Doença Celíaca Refratária
Doença com característica compatível com doença celíaca que não responde à retirada do glúten por pelo menos 6 meses, permanecendo com sintomas graves e atrofia das vilosidades, considerando que todas as outras causas de atrofia de vilosidades tenham sido descartadas, incluindo o linfoma intestinal. A causa mais comum é o não seguimento estrito de forma consciente ou de maneira inadvertida de alimentos que contenham glúten.
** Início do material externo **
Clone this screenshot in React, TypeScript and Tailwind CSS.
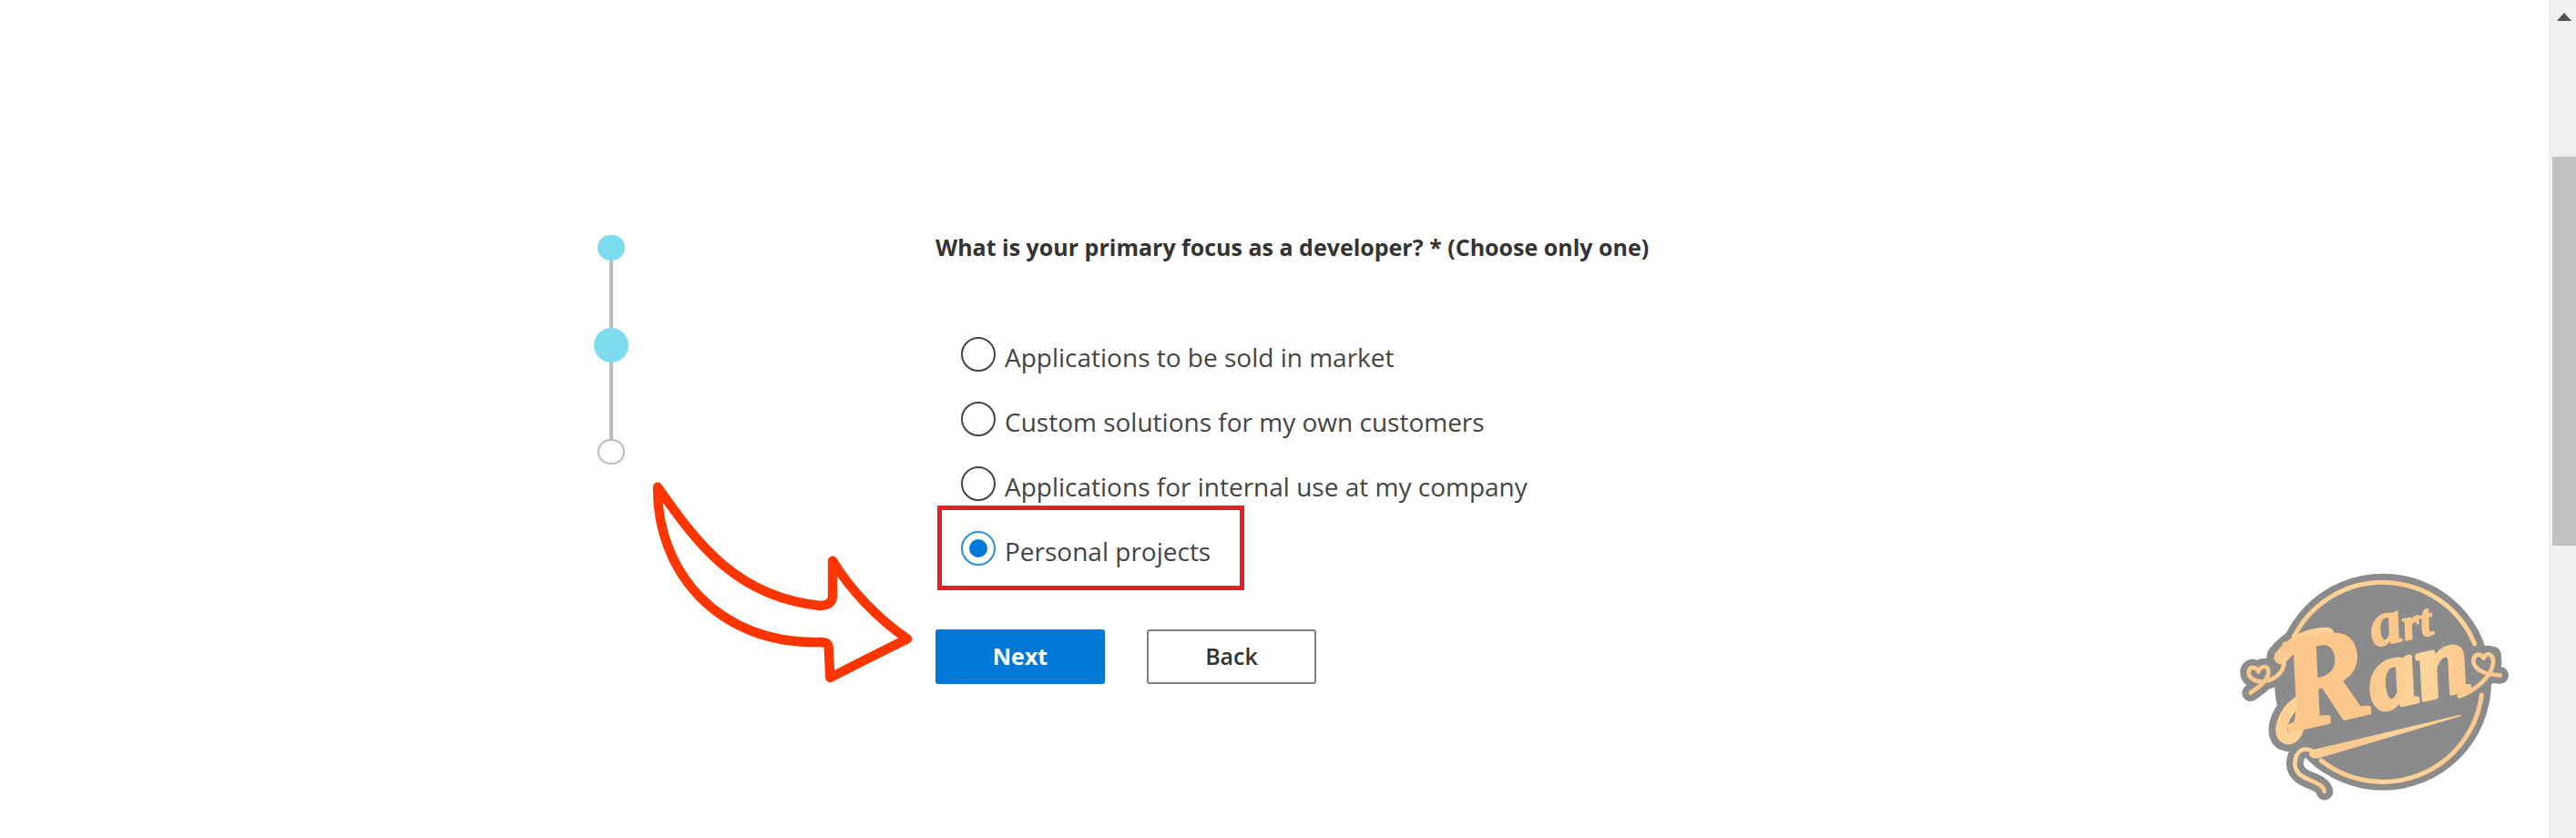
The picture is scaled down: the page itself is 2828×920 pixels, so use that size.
import { useState } from "react";

const options = [
  "Applications to be sold in market",
  "Custom solutions for my own customers",
  "Applications for internal use at my company",
  "Personal projects",
];

function Stepper() {
  return (
    <ol className="flex w-[38px] flex-col items-center pt-[7px]" aria-label="Progress">
      <li className="h-7 w-[30px] rounded-full bg-[#7ddcee]" />
      <li className="h-[74px] w-1 bg-[#bbbbbb]" aria-hidden="true" />
      <li className="size-[38px] rounded-full bg-[#7ddcee]" />
      <li className="h-[84px] w-1 bg-[#bbbbbb]" aria-hidden="true" />
      <li className="h-7 w-[30px] rounded-full border-2 border-[#bbbbbb] bg-white" />
    </ol>
  );
}

function Arrow() {
  return (
    <svg
      className="pointer-events-none absolute top-[258px] -left-[327px] h-[250px] w-[320px]"
      viewBox="0 0 960 750"
      fill="none"
      stroke="#ff3500"
      strokeWidth="31"
      strokeLinecap="round"
      strokeLinejoin="round"
      aria-hidden="true"
    >
      <path d="M66 77C200 270 330 440 603 468Q642 466 642 435L642 320C700 415 790 510 888 577Q760 640 634 705L629 605Q627 588 605 588C260 598 62 350 66 77Z" />
    </svg>
  );
}

/* Threads and flourishes of the badge, drawn once in grey as the backing and once in gold */
const thread = [
  "M92 455L126 430C158 402 156 368 138 369C125 369 119 380 118 386C112 368 90 367 86 384C84 404 105 421 138 417C172 412 197 390 203 358",
  "M780 466C840 446 886 397 891 358C895 327 867 317 860 341C847 318 822 330 827 356C836 386 872 395 914 397",
  "M300 648C272 634 240 638 238 690C243 750 328 738 336 780",
];
const swash = "M192 338C235 285 290 262 345 262";
const loop = "M262 480C262 540 250 606 214 606C175 600 195 520 250 485";

function Badge() {
  return (
    <svg
      className="absolute right-7 bottom-[31px] h-[280px] w-[330px]"
      viewBox="0 0 990 840"
      role="img"
      aria-label="art Ran"
    >
      <defs>
        <linearGradient id="gold" gradientUnits="userSpaceOnUse" x1="160" y1="300" x2="860" y2="520">
          <stop offset="0" stopColor="#fbc78b" />
          <stop offset="0.25" stopColor="#fcd59a" />
          <stop offset="0.45" stopColor="#fbc88e" />
          <stop offset="0.7" stopColor="#fcd59a" />
          <stop offset="1" stopColor="#fbc88e" />
        </linearGradient>
      </defs>

      <g fill="none" stroke="#8b8b8b" strokeLinecap="round" strokeLinejoin="round">
        <circle cx="528" cy="419" r="357" fill="#8b8b8b" stroke="none" />
        {thread.map((d) => (
          <path key={d} d={d} strokeWidth="56" />
        ))}
        <path d={swash} strokeWidth="94" />
        <path d={loop} strokeWidth="84" />
        <path d="M118 390L200 385" strokeWidth="56" />
        <path d="M858 340L890 330" strokeWidth="56" />
      </g>

      <g fill="none" stroke="url(#gold)" strokeLinecap="round" strokeLinejoin="round">
        <path d="M235 270A328 328 0 0 1 830 293" strokeWidth="15" />
        <path d="M853 462A328 328 0 0 1 325 678" strokeWidth="15" />
        {thread.map((d) => (
          <path key={d} d={d} strokeWidth="14" />
        ))}
        <path d={swash} strokeWidth="46" />
        <path d={loop} strokeWidth="38" />
        <path d="M300 642L782 527L785 532L318 670C280 674 276 648 300 642Z" fill="url(#gold)" stroke="none" />
      </g>

      <g fill="url(#gold)" stroke="url(#gold)" strokeLinejoin="round" fontFamily="Liberation Serif, serif" fontWeight="700" fontStyle="italic">
        <text transform="translate(222 580) rotate(-13)" fontSize="430" strokeWidth="14">
          R<tspan fontSize="320">an</tspan>
        </text>
        <text transform="translate(498 304) rotate(-12)" fontSize="210" strokeWidth="5">
          a<tspan fontSize="150">rt</tspan>
        </text>
      </g>
    </svg>
  );
}

function ScrollBar() {
  return (
    <div className="w-[30px] shrink-0 bg-[#f0f0f0] pl-1" aria-hidden="true">
      <div className="flex h-[172px] justify-center pt-3.5">
        <svg className="h-[9px] w-4" viewBox="0 0 16 9">
          <path d="M0 9L8 0L16 9Z" fill="#505050" />
        </svg>
      </div>
      <div className="h-[427px] bg-[#c1c1c1]" />
    </div>
  );
}

export default function App() {
  const [focus, setFocus] = useState("Personal projects");

  return (
    <div className="flex min-h-screen bg-white font-['Open_Sans','Noto_Sans',sans-serif] text-[#333333]">
      <main className="relative grid flex-1 grid-cols-[652fr_375fr_1771fr] pt-[251px]">
        {/* Steps */}
        <div className="col-start-2">
          <Stepper />
        </div>

        {/* Form */}
        <form className="relative" onSubmit={(e) => e.preventDefault()}>
          <Arrow />
          <fieldset>
            <legend className="text-[25px] leading-10 font-bold">
              What is your primary focus as a developer? * (Choose only one)
            </legend>
            <div className="mt-[62px] pl-7">
              {options.map((option) => (
                <label key={option} className="relative flex h-[71px] w-fit items-center gap-2.5">
                  <input
                    type="radio"
                    name="focus"
                    value={option}
                    checked={focus === option}
                    onChange={() => setFocus(option)}
                    className="grid size-[38px] appearance-none place-items-center rounded-full border-2 border-[#444444] checked:border-[#2b8fdd] checked:before:size-5 checked:before:rounded-full checked:before:bg-[#0078d7] checked:before:content-['']"
                  />
                  <span className="pt-1.5 text-[28px] leading-10 text-[#444444]">{option}</span>
                  {/* Highlight box */}
                  {option === "Personal projects" && (
                    <span className="pointer-events-none absolute -inset-y-[11px] -left-[26px] w-[337px] border-[5px] border-[#ed1c24]" />
                  )}
                </label>
              ))}
            </div>
          </fieldset>

          {/* Buttons */}
          <div className="mt-[54px] flex gap-[46px]">
            <button type="submit" className="h-[60px] w-[186px] rounded-[3px] bg-[#0078d7] text-[25px] font-bold text-white">
              Next
            </button>
            <button type="button" className="h-[60px] w-[186px] rounded-[3px] border-2 border-[#808080] bg-white text-[25px] font-semibold">
              Back
            </button>
          </div>
        </form>

        <Badge />
      </main>
      <ScrollBar />
    </div>
  );
}
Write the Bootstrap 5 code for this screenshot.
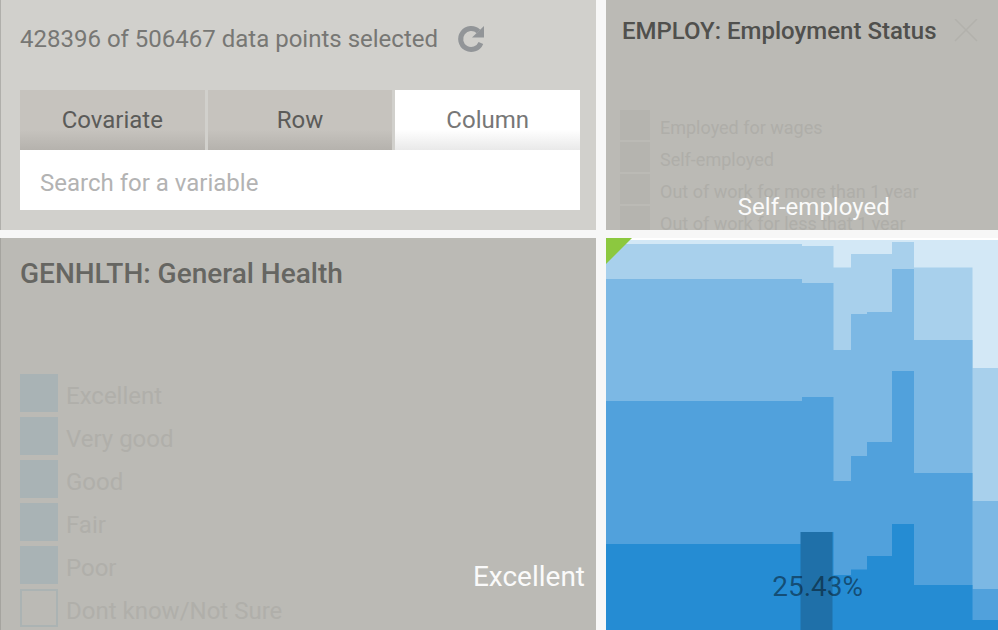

Tratamento da Diarreia Crônica
Deve ser direcionado à causa, mas como a prevalência de diarreia infecciosa no nosso meio é grande, pode-se fazer uso empírico de antiparasitários antes de qualquer avaliação. Então, deve-se fazer o controle pela supressão do mecanismo subjancente:
- doença celíaca => retirada do glúten da dieta
- intolerância à lactose => supressão de leite e derivados e uso da lactase oral
- doenças inflamatórias intestinais => uso de aminossalicilatos, imunossupressores e antibióticos
- insuficiência pancreática => reposição de enzimas pancreáticas
Tratamento sintomático(antidiarreico) na diarreia crônica: controle dos sintomas no início da investigação quando houver insucesso na investigação etiológica ou após ter sido feito o diagnóstico, mas não houver tratamento específico ou houver falência deste. As medicações são: loperamida, difenoxilato com atropina, codeína, clonidina, octreotida e colestiramina.
Para todos os pacientes com diarreia crônica: reposição de eletrólitos e fluidos! (além de vitaminas lipossolúveis, se houver esteatorreia crônica).
Bibliografia: Gastroenterologia e Hepatologia - José Milton de Castro e Lima, Editora UFC, 2010.